History

Historical Groups Document ‘Chinese in the Richmond’

By Helen Floersh

To Ronald Benson Wong, the story of how his family came to call the Richmond District home is proof that, for at least some Chinese American immigrants, the “American Dream” was indeed attainable.

Wong was one of a couple dozen locals who came out on April 24 to the “Chinese in the Richmond” open house at the Western Neighborhoods Project (WNP) headquarters at 1617 Balboa St.  

Banners telling the story of the “Chinese in the Sunset” were lined up in front of the Western Neighborhoods Project headquarters at 1617 Balboa St. The historical group, along with the Chinese Historical Society of America,  is gathering information for a similar project: “Chinese in the Richmond.” Photo by Michael Durand.

He told the story about how his great-grandfather first immigrated to the United States from China during the Gold Rush, serving as a cook on the railroad. His grandfather and his father both owned restaurants, saving up enough money to buy homes and, in his father’s case, get into real estate. 

Three generations and lots of hard work later, Wong – who grew up in a house near Second Avenue and Arguello Boulevard after his family moved from Chinatown in 1962  – is now retired. He and his wife, Irene S.H. Wong, own their home in the neighborhood as well, where they raised their children. 

“It shows how an immigrant can come here and live the ‘American Dream,’” Wong said. “America is wonderful.” 

The event was part of a historical documentation project WNP is conducting in collaboration with the Chinese Historical Society of America (CHSA). The groups seek to fill a knowledge gap in the history of Richmond residents of Chinese descent by encouraging them to share their stories and physical mementos, which will be photographed or scanned to be used for research purposes and displayed this winter as part of a larger exhibit. 

“We feel like history is always in the making, but you have to collect it, you have to write it, you have to present it,” Palma You, gallery coordinator for CHSA, explained. 

The “Chinese in the Richmond” initiative, first launched in 2019, is a companion to the CHSA’s “Chinese in the Sunset” project. Together with the Sunset project, the family photos, school garments, awards, business documents and first-person stories brought in by the Richmond’s Chinese residents, will help weave together the narrative of how the west side’s vibrant Chinese community came to be. 

While the Sunset District was the first neighborhood to be documented as part of the project, it is the Richmond that was the initial home of Chinese residents as they migrated westward in the City in the mid-1900s. They were seeking bigger homes and more space. One reason for this was redlining – systemic segregation between neighborhoods – which carved out the Inner Richmond as an area where banks would be willing to lend to minority residents so they could buy homes.
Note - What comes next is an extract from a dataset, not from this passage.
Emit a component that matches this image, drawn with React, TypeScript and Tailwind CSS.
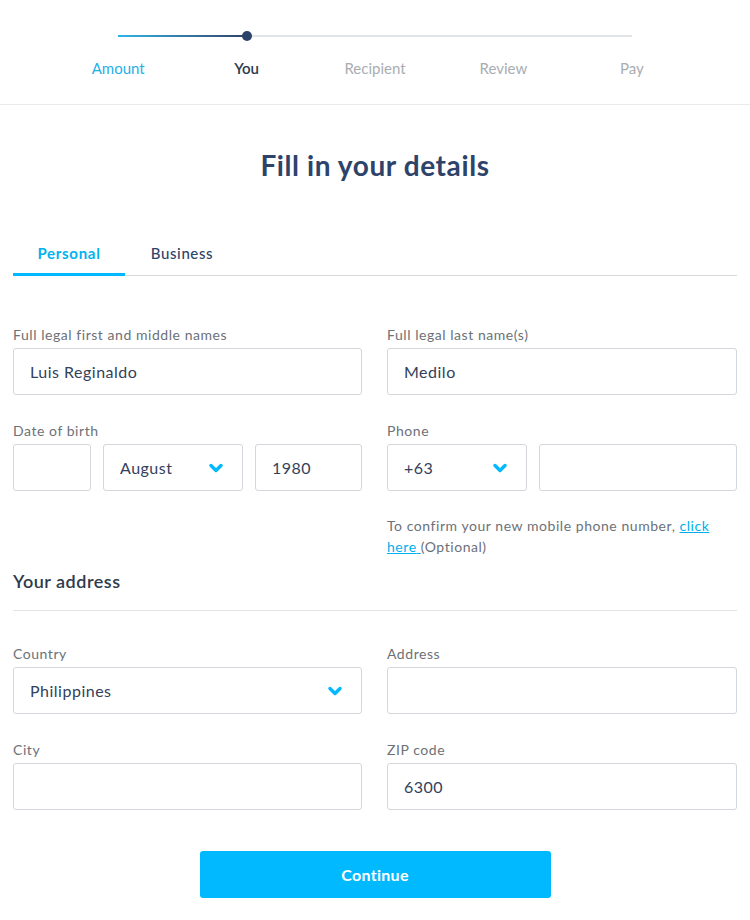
const steps = ["Amount", "You", "Recipient", "Review", "Pay"];

const Label = ({ children }: { children: React.ReactNode }) => (
  <label className="block text-[14px] leading-[20px] tracking-[0.55px] text-[#6c7178] mb-[3px]">{children}</label>
);

const TextBox = ({ value = "", className = "" }: { value?: string; className?: string }) => (
  <div
    className={`h-[47px] border border-[#d3d7db] rounded-[3px] bg-white flex items-center px-[16px] text-[16px] tracking-[0.5px] text-[#33415a] ${className}`}
  >
    {value}
  </div>
);

const Chevron = () => (
  <svg width="14" height="10" viewBox="0 0 14 10" className="text-[#00b9ff]">
    <polyline points="2,2.5 7,7.5 12,2.5" fill="none" stroke="currentColor" strokeWidth="3.4" strokeLinecap="round" strokeLinejoin="round" />
  </svg>
);

const SelectBox = ({ value, className = "" }: { value: string; className?: string }) => (
  <div
    className={`h-[47px] border border-[#d3d7db] rounded-[3px] bg-white flex items-center justify-between pl-[16px] pr-[19px] text-[16px] tracking-[0.5px] text-[#33415a] ${className}`}
  >
    <span>{value}</span>
    <Chevron />
  </div>
);

export default function App() {
  return (
    <div className="min-h-screen bg-white font-['Lato','Liberation_Sans',sans-serif]">
      {/* Stepper */}
      <header className="border-b border-[#e8eaec] pt-[35px] pb-[26px]">
        <div className="w-[642px] mx-auto">
          <div className="relative mx-[64px] h-[2px] bg-[#e2e5e8]">
            <div className="absolute left-0 top-0 h-[2px] w-[129px] bg-gradient-to-r from-[#2ab6e8] to-[#2e4369]" />
            <div className="absolute left-[124px] top-[-4px] h-[10px] w-[10px] rounded-full bg-[#2e4369]" />
          </div>
          <div className="grid grid-cols-5 mt-[21px]">
            {steps.map((s, i) => (
              <div
                key={s}
                className={`text-center text-[15px] leading-[20px] ${
                  i === 0 ? "text-[#1fb0e6]" : i === 1 ? "text-[#2e3a4d] font-semibold" : "text-[#a9adb2]"
                }`}
              >
                {s}
              </div>
            ))}
          </div>
        </div>
      </header>

      <main className="px-[13px]">
        <h1 className="mt-[42px] text-center text-[28px] leading-[36px] font-bold tracking-[0.6px] text-[#2e4369]">
          Fill in your details
        </h1>

        {/* Tabs */}
        <div className="mt-[60px] flex border-b border-[#d8dbde]">
          <div className="w-[112px] text-center text-[15px] leading-[20px] tracking-[0.7px] pb-[10px] font-bold text-[#00b2f0] border-b-[3px] border-[#00b9ff] -mb-px">
            Personal
          </div>
          <div className="w-[114px] text-center text-[15px] leading-[20px] tracking-[0.6px] pb-[10px] text-[#2e4369] font-medium">
            Business
          </div>
        </div>

        <div className="grid grid-cols-[349px_1fr] gap-x-[25px] mt-[49px]">
          <div>
            <Label>Full legal first and middle names</Label>
            <TextBox value="Luis Reginaldo" />
          </div>
          <div>
            <Label>Full legal last name(s)</Label>
            <TextBox value="Medilo" />
          </div>

          <div className="mt-[26px]">
            <Label>Date of birth</Label>
            <div className="flex gap-[12px]">
              <TextBox className="w-[78px]" />
              <SelectBox value="August" className="w-[140px]" />
              <TextBox value="1980" className="flex-1" />
            </div>
          </div>
          <div className="mt-[26px]">
            <Label>Phone</Label>
            <div className="flex gap-[12px]">
              <SelectBox value="+63" className="w-[140px]" />
              <TextBox className="flex-1" />
            </div>
            <p className="mt-[24px] text-[14px] leading-[21px] tracking-[0.55px] text-[#6c7178]">
              To confirm your new mobile phone number,{" "}
              <a href="#" className="text-[#00b0ec] underline">
                click here{" "}
              </a>
              (Optional)
            </p>
          </div>
        </div>

        <h2 className="mt-[12px] pb-[17px] border-b border-[#e2e5e8] text-[18px] leading-[24px] font-semibold tracking-[0.5px] text-[#2e3a4d]">
          Your address
        </h2>

        <div className="grid grid-cols-[349px_1fr] gap-x-[25px] gap-y-[26px] mt-[33px]">
          <div>
            <Label>Country</Label>
            <SelectBox value="Philippines" className="pr-[17px]" />
          </div>
          <div>
            <Label>Address</Label>
            <TextBox />
          </div>
          <div>
            <Label>City</Label>
            <TextBox />
          </div>
          <div>
            <Label>ZIP code</Label>
            <TextBox value="6300" />
          </div>
        </div>

        <div className="flex justify-center mt-[41px] pb-[22px]">
          <button className="w-[351px] h-[47px] rounded-[3px] bg-[#00b9ff] text-white text-[16px] font-bold tracking-[0.3px]">
            Continue
          </button>
        </div>
      </main>
    </div>
  );
}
“In the Inner Richmond … they would sell to minorities,” You explained. “So Chinese Americans took advantage of that happening.” 

The second reason boiled down to simple logistics. The Richmond was closer to Chinatown.
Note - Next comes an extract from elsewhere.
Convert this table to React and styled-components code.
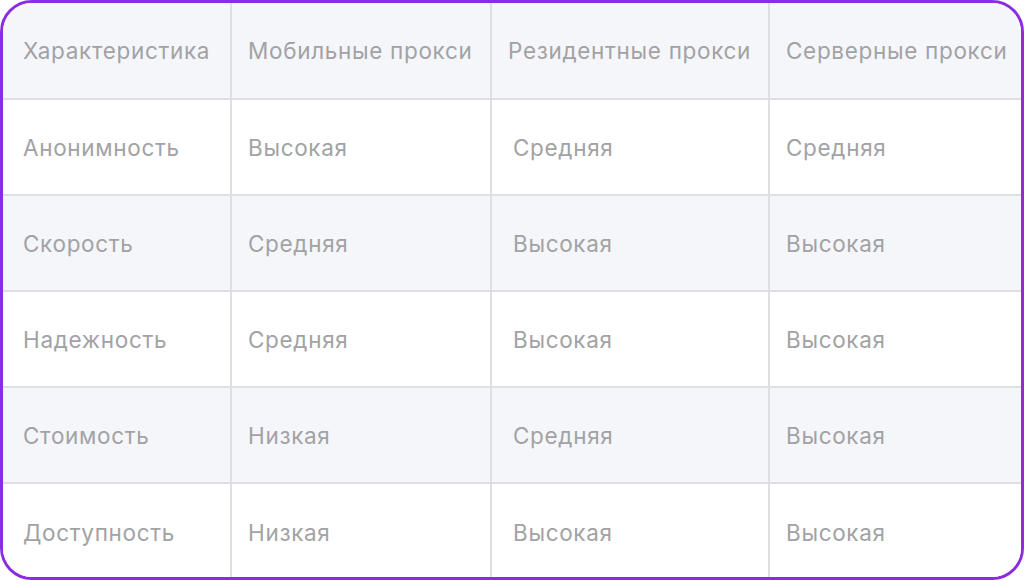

“The Sunset seemed like it was so far away that it was another country almost,” You said. “The Inner Richmond was closer, so that’s where Chinese residents went first, in general.”

In addition to encouraging Chinese residents to contribute to the project, the open house also gave locals the chance to learn from the organization’s “Chinese in the Sunset” project through colorful banners displayed along the sidewalk in front of the WNP headquarters. The banners, with historical photos and detailed descriptions, told the history of the Chinese population in the neighborhood. Putting history on display helps forge bonds between the Chinese community and residents of other cultures by illuminating the contributions of the local Chinese population. 

Event-goer Fei Tsen said the project helps Chinese residents put their own history into perspective. 

“It gives validation to your community,” Tsen said. “You don’t realize it at the time, but to see it so documented, you see it in relation to what else was evolving in the City, and you realize that you’re part of a community. You may not feel it when you’re living there – you’re just a family – but then when you see this historically, it’s great.” 

You added that, in a time when attention is finally being drawn to racism against Asian Americans, it is especially important that community members have a chance to tell their own stories. 

“Chinese American history written by others eliminates a lot of things,” she explained. “It doesn’t tell the whole story, or it tells an incorrect story. So, by telling our own story, we’re telling the true story.”

You observed that there is a stereotype that Chinese Americans are monolithic. Projects like “Chinese in the Richmond” and “Chinese in the Sunset” give the public an understanding of diversity within the community. 

“By presenting these stories of complex people, we hope to convey that Chinese Americans are like any other immigrants to this country from day one,” You said. “Chinese Americans are like anyone else here.”